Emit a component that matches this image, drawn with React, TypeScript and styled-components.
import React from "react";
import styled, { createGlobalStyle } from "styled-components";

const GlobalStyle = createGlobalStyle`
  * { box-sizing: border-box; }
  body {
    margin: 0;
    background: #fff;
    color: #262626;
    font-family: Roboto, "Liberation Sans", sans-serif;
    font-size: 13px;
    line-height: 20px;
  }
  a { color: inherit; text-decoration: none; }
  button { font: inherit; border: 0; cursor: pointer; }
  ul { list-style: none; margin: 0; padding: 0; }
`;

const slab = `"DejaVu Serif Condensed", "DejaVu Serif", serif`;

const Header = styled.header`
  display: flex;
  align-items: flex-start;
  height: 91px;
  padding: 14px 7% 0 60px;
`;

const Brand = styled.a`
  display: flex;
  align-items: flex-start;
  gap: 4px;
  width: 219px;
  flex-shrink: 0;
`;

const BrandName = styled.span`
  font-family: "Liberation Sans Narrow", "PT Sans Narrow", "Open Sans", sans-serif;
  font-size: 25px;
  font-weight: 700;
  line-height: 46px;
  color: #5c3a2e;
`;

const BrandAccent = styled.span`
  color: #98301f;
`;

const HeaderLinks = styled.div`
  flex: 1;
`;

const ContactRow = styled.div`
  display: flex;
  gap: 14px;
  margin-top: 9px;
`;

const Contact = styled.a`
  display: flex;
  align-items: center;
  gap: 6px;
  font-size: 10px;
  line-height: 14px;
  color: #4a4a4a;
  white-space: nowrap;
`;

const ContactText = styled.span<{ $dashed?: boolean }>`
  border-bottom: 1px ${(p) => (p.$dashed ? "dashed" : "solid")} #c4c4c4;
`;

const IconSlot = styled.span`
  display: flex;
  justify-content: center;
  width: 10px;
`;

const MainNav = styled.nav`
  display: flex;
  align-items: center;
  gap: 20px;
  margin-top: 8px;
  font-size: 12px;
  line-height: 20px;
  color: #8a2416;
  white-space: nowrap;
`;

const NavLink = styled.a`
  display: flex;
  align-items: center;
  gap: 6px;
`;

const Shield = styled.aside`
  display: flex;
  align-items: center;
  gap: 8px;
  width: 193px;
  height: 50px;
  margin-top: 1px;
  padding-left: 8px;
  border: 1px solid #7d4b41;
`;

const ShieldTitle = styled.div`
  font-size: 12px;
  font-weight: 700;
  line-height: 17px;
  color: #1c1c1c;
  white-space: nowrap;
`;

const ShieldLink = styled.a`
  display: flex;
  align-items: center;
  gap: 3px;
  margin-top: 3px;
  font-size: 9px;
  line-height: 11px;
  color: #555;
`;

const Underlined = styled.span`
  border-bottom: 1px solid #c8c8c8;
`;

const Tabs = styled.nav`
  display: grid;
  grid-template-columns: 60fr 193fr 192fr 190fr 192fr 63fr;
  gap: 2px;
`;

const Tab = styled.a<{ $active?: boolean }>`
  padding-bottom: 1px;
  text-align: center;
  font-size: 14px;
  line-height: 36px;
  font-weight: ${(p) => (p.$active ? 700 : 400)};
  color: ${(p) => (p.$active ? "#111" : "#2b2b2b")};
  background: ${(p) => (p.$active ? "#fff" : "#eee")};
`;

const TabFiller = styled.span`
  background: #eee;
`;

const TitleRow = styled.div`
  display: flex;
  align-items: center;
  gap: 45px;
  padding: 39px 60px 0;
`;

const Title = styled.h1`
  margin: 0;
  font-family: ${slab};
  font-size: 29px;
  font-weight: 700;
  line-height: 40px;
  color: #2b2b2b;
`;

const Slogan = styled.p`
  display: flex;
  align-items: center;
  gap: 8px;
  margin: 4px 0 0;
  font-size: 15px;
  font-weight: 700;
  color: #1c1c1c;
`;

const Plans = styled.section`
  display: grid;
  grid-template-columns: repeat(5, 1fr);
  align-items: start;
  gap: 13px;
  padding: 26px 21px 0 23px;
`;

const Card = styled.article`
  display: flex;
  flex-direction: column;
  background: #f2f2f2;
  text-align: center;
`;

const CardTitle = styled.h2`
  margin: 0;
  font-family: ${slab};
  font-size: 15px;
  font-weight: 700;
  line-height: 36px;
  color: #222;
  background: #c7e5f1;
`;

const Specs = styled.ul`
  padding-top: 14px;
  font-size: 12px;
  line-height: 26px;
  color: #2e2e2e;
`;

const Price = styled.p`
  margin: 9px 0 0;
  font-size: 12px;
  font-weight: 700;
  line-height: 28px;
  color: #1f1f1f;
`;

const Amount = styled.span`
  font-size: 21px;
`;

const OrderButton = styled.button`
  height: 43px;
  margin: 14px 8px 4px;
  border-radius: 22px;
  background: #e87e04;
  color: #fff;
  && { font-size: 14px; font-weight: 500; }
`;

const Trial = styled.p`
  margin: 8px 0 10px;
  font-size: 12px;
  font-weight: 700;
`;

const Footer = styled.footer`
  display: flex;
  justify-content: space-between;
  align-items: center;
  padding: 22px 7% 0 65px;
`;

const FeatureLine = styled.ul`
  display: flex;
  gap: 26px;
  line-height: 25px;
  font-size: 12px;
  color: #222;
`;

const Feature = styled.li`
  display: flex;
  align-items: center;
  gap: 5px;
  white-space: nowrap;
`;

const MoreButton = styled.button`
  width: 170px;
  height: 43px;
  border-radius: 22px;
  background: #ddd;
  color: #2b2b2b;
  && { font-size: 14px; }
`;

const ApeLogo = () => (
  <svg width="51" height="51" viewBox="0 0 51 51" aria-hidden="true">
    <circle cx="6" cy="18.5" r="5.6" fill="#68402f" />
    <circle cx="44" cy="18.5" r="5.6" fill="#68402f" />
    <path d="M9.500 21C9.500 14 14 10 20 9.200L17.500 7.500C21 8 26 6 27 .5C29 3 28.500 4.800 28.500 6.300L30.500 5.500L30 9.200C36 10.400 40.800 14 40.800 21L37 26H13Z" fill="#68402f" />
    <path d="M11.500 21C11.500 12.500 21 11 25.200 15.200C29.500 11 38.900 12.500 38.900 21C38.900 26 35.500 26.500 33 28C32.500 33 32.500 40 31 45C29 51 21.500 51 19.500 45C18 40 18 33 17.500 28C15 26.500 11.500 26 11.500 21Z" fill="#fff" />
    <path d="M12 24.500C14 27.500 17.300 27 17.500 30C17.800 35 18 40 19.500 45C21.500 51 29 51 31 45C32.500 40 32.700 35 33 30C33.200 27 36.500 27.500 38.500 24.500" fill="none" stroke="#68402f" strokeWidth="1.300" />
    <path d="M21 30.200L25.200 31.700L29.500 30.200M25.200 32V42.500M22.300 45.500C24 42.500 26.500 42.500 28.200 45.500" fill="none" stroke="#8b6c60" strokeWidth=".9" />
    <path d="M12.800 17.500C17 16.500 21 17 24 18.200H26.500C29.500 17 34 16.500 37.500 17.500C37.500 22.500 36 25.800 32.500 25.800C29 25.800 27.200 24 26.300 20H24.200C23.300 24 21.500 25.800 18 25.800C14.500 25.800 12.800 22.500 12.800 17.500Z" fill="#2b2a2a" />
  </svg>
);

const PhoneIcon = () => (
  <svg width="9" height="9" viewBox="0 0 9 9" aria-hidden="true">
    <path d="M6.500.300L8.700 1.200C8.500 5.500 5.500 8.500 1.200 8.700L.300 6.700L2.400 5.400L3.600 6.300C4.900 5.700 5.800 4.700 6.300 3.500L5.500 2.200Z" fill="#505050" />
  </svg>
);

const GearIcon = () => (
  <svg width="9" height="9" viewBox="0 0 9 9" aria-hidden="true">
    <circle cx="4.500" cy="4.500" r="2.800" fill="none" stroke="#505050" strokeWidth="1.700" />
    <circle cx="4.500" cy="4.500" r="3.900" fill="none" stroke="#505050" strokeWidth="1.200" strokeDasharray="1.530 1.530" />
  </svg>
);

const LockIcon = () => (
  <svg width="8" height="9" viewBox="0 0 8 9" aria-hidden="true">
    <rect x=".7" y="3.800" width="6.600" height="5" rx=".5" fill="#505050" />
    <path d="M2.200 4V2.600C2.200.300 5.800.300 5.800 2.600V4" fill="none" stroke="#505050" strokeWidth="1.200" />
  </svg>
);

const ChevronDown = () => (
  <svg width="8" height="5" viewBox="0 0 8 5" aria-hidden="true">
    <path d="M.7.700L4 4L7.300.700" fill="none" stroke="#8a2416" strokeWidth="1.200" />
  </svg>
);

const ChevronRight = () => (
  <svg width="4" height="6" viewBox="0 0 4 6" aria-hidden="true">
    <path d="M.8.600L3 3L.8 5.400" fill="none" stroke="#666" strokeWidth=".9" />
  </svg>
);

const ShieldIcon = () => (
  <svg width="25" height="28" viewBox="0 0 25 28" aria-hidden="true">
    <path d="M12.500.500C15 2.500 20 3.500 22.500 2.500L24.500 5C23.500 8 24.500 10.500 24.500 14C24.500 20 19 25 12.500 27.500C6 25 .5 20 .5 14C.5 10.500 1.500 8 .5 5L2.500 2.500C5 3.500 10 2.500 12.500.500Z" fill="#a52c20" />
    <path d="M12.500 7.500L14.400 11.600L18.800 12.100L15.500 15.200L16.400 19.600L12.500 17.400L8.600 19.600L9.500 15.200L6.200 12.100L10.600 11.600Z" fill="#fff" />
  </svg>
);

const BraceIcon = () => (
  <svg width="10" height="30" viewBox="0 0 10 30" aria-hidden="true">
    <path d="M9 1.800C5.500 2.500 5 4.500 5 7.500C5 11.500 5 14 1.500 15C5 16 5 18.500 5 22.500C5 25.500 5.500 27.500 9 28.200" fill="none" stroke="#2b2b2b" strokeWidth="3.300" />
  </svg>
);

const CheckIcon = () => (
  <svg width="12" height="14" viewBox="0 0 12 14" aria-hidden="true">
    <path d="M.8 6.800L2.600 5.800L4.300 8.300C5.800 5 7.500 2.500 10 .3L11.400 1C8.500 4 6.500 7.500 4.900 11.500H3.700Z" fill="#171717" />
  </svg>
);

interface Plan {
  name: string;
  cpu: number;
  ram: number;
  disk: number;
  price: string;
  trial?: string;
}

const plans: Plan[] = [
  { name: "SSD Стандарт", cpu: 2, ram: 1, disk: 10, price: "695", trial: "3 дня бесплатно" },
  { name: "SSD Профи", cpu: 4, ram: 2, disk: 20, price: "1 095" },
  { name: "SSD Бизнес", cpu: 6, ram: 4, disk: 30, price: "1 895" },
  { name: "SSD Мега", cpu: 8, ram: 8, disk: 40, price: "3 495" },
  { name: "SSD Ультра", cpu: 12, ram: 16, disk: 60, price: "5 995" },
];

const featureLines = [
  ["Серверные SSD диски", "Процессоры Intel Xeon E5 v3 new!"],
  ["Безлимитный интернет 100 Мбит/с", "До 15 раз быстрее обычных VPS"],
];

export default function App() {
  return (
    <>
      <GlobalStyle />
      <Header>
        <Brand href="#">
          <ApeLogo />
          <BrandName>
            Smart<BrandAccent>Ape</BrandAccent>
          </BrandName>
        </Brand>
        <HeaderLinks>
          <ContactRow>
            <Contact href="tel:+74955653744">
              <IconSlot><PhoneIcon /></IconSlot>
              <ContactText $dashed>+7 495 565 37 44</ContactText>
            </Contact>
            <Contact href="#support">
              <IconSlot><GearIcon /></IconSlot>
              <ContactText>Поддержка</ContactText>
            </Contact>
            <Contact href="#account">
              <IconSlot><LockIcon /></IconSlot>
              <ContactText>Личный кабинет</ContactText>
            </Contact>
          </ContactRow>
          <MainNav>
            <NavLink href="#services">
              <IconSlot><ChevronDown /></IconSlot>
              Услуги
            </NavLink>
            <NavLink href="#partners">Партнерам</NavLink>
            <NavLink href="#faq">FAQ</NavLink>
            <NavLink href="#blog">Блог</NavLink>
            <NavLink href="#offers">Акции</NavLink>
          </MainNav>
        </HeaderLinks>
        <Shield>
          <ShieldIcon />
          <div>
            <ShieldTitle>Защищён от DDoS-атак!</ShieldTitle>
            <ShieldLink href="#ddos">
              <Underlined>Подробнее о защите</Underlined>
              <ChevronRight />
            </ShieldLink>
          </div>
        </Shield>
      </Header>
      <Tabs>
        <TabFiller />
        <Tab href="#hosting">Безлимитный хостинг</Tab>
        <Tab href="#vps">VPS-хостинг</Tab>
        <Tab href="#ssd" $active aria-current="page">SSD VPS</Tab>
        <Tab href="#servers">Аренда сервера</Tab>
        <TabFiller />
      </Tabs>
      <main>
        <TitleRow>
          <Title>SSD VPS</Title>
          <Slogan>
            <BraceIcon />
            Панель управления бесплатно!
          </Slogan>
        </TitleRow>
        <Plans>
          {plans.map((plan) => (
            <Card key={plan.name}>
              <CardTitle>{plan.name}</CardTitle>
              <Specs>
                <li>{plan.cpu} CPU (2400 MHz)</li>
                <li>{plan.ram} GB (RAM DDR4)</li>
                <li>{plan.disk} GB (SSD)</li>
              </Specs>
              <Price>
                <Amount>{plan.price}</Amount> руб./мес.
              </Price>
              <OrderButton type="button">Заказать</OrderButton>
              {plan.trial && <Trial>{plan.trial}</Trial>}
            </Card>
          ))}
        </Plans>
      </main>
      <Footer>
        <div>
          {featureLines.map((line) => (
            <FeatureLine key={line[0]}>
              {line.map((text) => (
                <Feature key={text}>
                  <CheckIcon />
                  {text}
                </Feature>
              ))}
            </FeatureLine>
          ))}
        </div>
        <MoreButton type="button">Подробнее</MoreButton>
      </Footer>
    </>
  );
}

--

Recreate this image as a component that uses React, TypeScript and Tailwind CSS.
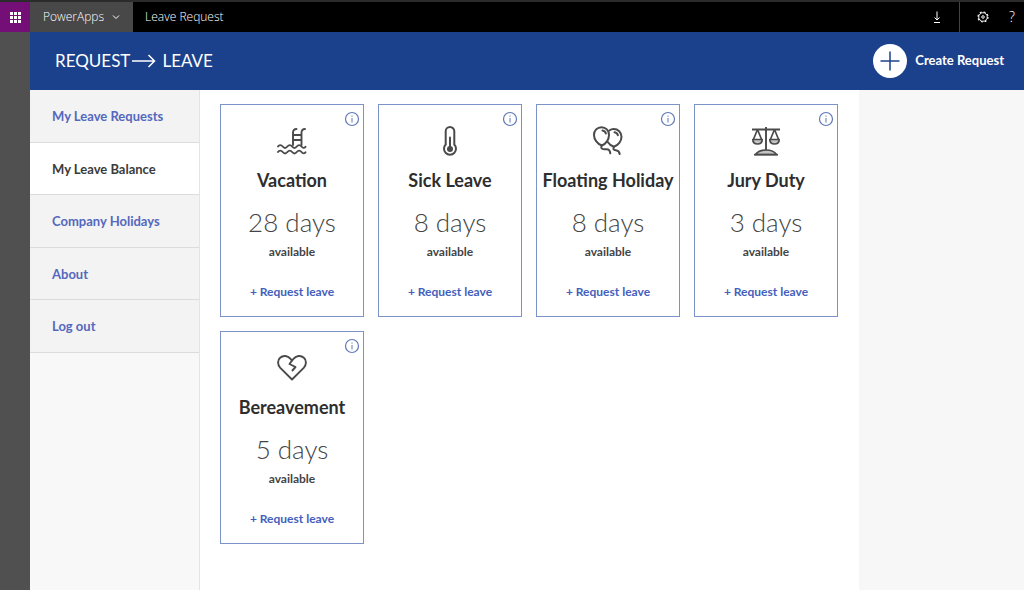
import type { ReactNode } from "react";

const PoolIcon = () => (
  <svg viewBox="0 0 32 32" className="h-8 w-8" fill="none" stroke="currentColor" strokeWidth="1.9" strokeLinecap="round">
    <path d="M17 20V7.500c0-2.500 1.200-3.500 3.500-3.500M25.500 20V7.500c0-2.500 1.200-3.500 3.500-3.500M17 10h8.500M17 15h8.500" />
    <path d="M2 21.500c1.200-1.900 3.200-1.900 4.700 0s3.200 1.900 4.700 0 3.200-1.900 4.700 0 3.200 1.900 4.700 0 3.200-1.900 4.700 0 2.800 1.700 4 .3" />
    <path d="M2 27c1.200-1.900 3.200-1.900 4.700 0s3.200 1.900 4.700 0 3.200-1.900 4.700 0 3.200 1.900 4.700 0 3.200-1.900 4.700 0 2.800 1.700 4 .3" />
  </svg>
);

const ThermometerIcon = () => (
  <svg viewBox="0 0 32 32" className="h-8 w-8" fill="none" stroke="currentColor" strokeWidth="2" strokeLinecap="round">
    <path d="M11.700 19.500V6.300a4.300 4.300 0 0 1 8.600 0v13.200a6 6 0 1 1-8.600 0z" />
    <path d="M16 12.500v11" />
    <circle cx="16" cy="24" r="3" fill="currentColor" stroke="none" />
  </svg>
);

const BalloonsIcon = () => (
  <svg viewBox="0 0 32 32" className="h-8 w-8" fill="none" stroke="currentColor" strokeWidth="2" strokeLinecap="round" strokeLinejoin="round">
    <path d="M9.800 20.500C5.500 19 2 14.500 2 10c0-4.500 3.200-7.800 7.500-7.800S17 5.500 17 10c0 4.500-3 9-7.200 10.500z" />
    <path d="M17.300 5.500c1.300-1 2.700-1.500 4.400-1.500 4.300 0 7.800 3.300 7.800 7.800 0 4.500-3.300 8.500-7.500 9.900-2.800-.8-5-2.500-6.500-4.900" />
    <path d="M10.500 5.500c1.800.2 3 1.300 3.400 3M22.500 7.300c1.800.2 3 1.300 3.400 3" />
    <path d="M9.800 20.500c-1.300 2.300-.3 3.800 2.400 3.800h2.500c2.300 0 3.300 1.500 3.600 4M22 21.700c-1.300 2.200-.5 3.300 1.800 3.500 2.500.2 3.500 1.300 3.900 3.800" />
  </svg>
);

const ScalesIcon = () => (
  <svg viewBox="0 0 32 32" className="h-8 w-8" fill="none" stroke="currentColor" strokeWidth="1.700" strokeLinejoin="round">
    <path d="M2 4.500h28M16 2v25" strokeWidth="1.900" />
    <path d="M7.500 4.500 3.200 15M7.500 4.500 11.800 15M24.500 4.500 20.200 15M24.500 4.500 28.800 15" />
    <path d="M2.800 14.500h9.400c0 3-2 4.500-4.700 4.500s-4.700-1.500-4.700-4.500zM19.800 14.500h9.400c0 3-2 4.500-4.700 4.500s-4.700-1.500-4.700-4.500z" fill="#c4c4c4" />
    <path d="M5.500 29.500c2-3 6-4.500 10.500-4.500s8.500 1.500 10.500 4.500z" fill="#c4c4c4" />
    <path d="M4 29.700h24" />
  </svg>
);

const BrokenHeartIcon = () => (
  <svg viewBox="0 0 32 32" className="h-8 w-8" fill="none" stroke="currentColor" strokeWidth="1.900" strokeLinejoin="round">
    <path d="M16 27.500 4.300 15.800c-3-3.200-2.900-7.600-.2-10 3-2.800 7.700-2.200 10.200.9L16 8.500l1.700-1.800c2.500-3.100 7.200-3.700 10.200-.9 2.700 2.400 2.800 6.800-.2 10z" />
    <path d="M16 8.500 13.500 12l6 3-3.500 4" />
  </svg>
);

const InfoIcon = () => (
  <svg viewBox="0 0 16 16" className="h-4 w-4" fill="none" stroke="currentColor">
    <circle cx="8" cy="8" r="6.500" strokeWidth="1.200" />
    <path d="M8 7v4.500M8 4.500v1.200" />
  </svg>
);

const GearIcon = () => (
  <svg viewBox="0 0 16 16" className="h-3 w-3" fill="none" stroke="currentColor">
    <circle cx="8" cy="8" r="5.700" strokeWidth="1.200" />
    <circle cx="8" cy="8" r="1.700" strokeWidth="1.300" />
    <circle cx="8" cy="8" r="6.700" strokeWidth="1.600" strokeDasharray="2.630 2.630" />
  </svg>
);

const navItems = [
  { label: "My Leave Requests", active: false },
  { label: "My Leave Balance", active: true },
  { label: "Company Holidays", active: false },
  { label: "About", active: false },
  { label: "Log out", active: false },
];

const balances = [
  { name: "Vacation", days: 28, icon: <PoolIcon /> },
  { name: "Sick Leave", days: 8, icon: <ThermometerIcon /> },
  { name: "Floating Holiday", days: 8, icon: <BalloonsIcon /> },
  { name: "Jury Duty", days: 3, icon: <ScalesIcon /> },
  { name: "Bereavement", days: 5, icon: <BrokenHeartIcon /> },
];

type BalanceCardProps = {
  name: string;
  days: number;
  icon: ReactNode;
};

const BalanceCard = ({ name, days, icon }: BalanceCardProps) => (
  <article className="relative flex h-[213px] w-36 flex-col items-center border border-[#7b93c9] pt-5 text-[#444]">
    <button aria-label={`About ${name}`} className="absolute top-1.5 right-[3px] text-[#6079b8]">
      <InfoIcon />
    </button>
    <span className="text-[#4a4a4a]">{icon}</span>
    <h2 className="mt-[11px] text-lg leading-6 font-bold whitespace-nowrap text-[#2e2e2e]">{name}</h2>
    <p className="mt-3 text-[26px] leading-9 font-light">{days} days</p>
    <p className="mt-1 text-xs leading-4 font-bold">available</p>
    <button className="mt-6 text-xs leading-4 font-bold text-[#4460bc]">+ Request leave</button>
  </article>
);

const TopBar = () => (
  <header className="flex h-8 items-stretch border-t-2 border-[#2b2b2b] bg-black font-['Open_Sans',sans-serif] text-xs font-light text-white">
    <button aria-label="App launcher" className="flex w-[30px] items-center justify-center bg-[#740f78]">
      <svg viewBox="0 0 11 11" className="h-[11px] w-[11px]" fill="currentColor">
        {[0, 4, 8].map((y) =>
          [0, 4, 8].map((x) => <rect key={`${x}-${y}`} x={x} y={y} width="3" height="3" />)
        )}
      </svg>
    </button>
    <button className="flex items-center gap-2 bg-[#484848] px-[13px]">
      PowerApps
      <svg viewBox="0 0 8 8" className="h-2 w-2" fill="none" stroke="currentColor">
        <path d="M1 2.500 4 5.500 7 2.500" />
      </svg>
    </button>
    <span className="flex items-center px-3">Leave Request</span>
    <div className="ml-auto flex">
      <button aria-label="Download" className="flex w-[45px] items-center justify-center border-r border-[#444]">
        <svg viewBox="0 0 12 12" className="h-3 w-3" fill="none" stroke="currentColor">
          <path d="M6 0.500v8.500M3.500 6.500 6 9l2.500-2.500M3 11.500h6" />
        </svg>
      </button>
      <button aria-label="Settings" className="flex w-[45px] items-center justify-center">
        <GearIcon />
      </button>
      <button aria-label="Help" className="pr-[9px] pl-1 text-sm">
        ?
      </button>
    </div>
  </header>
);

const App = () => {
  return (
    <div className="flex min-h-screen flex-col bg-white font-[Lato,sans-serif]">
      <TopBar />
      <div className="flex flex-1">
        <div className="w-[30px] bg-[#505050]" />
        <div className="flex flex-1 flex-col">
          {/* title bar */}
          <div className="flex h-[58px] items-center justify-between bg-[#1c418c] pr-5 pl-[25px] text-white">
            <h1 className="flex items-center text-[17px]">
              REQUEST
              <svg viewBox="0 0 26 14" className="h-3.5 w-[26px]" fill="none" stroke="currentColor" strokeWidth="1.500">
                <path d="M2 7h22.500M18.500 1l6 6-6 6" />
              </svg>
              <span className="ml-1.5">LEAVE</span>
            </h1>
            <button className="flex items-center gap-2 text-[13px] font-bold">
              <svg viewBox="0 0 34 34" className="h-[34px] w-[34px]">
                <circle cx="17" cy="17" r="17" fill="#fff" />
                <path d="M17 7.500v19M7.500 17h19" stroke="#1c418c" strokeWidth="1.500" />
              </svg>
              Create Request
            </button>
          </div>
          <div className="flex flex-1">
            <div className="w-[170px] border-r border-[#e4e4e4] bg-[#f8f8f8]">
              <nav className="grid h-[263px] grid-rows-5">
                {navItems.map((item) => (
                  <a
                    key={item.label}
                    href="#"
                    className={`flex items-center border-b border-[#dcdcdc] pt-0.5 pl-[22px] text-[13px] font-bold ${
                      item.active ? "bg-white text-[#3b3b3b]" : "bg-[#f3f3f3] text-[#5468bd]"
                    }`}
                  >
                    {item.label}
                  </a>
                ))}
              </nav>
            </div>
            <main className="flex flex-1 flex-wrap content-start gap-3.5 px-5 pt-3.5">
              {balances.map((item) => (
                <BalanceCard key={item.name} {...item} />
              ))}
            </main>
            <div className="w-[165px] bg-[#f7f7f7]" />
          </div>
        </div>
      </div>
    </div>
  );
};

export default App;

#### [What to do]
Find the word "that" in the data and copy out each line where it turns up.

#### [Answer to the task]
Emit a component that matches this image, drawn with React, TypeScript and styled-components.
Recreate this image as a component that uses React, TypeScript and Tailwind CSS.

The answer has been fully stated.